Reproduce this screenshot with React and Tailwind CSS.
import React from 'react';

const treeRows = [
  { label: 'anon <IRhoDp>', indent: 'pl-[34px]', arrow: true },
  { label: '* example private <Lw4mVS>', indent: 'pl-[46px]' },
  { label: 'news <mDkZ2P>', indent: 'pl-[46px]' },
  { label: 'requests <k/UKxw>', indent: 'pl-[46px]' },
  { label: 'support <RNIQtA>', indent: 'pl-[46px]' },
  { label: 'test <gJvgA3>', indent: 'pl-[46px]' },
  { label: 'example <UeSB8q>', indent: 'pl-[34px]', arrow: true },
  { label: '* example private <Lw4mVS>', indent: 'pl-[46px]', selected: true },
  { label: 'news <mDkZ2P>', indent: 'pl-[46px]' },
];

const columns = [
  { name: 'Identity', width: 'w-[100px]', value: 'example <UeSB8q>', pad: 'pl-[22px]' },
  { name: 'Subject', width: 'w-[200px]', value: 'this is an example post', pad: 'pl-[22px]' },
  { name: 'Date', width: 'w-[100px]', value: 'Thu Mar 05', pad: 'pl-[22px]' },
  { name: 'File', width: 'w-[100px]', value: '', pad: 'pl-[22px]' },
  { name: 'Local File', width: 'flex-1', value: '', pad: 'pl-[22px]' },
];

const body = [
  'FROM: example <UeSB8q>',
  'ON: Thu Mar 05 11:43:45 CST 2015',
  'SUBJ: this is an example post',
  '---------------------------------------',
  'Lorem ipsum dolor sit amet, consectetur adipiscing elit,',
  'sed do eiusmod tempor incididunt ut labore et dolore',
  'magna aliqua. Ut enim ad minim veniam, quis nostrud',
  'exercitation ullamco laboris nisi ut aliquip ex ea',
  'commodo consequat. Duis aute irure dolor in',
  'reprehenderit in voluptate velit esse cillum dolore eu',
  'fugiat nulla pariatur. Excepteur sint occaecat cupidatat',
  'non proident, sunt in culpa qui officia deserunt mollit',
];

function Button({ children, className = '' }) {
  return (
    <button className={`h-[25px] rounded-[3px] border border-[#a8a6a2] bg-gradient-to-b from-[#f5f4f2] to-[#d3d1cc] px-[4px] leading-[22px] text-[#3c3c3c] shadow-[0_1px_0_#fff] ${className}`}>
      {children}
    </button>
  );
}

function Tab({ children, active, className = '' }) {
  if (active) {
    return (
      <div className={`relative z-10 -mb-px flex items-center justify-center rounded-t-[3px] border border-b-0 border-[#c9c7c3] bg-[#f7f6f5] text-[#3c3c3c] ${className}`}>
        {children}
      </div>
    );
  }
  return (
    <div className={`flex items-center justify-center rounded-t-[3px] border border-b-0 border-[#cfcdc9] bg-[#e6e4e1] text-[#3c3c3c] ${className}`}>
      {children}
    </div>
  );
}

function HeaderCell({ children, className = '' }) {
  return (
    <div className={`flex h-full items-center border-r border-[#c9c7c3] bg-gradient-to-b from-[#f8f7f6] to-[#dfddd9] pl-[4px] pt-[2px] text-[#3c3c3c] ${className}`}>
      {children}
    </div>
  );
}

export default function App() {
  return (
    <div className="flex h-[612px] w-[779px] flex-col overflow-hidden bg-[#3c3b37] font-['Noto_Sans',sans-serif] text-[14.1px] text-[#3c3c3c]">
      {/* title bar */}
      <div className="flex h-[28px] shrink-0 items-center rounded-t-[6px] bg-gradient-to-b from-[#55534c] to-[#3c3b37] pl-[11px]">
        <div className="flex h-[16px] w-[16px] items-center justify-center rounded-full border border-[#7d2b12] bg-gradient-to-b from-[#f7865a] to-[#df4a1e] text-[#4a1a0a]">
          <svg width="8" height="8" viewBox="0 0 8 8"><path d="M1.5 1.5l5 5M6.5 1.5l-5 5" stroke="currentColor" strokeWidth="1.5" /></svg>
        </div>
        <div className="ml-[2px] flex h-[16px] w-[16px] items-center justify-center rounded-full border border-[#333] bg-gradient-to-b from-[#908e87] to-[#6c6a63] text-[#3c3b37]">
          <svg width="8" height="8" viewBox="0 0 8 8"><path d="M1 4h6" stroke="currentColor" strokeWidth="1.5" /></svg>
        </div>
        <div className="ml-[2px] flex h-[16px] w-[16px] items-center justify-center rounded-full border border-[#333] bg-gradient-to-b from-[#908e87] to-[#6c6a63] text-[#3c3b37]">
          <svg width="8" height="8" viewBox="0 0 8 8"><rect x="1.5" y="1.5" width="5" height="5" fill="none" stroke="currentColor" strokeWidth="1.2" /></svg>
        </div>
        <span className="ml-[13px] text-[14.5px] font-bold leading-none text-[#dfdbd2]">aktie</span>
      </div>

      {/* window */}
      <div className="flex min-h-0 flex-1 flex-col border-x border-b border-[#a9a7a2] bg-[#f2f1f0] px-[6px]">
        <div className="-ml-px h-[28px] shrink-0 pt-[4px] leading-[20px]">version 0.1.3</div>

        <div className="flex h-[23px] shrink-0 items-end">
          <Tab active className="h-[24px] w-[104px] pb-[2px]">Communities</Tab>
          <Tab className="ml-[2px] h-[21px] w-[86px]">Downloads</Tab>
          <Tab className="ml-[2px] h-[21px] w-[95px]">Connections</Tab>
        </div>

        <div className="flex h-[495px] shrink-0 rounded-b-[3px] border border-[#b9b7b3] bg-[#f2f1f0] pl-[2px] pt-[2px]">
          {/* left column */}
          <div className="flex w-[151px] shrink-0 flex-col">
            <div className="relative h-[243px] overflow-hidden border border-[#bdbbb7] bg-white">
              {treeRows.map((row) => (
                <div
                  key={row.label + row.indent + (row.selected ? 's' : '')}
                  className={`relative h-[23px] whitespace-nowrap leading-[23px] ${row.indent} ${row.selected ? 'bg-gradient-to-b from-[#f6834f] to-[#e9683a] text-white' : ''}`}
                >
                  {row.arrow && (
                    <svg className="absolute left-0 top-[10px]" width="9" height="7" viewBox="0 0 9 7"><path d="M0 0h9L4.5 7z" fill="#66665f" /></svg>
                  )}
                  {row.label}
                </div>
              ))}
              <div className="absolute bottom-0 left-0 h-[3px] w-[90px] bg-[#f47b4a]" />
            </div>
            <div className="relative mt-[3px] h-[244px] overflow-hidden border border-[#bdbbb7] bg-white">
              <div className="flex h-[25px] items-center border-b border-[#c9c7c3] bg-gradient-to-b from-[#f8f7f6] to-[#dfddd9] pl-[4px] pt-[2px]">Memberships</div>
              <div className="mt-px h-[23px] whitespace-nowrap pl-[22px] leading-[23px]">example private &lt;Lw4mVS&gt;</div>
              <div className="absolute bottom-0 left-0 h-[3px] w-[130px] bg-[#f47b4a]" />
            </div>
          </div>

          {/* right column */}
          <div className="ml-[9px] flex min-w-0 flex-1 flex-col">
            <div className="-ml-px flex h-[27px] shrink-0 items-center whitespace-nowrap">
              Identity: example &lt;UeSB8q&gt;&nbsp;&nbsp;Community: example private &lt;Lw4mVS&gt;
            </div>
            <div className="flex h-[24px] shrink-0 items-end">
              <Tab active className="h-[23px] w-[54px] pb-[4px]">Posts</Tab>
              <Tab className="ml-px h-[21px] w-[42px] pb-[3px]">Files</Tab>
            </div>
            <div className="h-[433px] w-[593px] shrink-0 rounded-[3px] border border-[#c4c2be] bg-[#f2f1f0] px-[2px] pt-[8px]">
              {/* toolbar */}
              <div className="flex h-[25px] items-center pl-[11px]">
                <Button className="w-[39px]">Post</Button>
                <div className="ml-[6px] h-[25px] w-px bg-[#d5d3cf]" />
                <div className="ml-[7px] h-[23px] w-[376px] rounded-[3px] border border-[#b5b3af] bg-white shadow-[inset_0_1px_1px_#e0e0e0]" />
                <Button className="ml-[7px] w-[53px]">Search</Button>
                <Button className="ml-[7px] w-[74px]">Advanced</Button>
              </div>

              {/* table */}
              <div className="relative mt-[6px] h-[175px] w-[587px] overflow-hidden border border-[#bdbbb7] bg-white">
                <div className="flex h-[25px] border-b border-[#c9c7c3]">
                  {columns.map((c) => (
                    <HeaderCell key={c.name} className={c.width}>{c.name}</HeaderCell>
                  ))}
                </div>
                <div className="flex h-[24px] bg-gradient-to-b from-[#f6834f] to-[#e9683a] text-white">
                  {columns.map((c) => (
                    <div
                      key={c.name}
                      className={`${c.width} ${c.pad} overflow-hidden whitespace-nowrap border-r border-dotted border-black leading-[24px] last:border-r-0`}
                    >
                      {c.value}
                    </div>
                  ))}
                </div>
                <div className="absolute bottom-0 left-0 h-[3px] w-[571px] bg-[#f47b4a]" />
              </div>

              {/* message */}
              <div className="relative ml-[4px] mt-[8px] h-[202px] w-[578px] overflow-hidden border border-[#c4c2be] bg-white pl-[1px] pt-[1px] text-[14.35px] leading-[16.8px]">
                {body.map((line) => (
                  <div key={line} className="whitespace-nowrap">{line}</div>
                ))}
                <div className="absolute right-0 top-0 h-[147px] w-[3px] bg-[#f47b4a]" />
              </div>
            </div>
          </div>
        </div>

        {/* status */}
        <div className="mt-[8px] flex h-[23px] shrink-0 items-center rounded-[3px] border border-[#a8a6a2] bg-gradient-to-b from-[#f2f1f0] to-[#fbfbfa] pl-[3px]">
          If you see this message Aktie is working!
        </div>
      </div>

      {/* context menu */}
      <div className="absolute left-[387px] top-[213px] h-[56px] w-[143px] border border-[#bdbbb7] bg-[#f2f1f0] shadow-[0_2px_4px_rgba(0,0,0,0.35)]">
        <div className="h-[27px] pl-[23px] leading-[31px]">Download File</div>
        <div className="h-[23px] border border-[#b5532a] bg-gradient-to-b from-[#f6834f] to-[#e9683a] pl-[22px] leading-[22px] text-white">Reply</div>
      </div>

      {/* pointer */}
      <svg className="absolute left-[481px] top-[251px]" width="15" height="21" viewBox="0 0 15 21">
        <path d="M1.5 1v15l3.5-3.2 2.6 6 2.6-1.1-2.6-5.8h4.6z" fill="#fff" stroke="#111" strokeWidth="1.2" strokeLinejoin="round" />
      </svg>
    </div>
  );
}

----

▶ [Required task]: Your output must be the lines of the material above, from the first through the line that contains "import React from 'react';", copied exactly. Include both endpoints and nothing else.

▶ [Answer to this problem]:
Reproduce this screenshot with React and Tailwind CSS.
import React from 'react';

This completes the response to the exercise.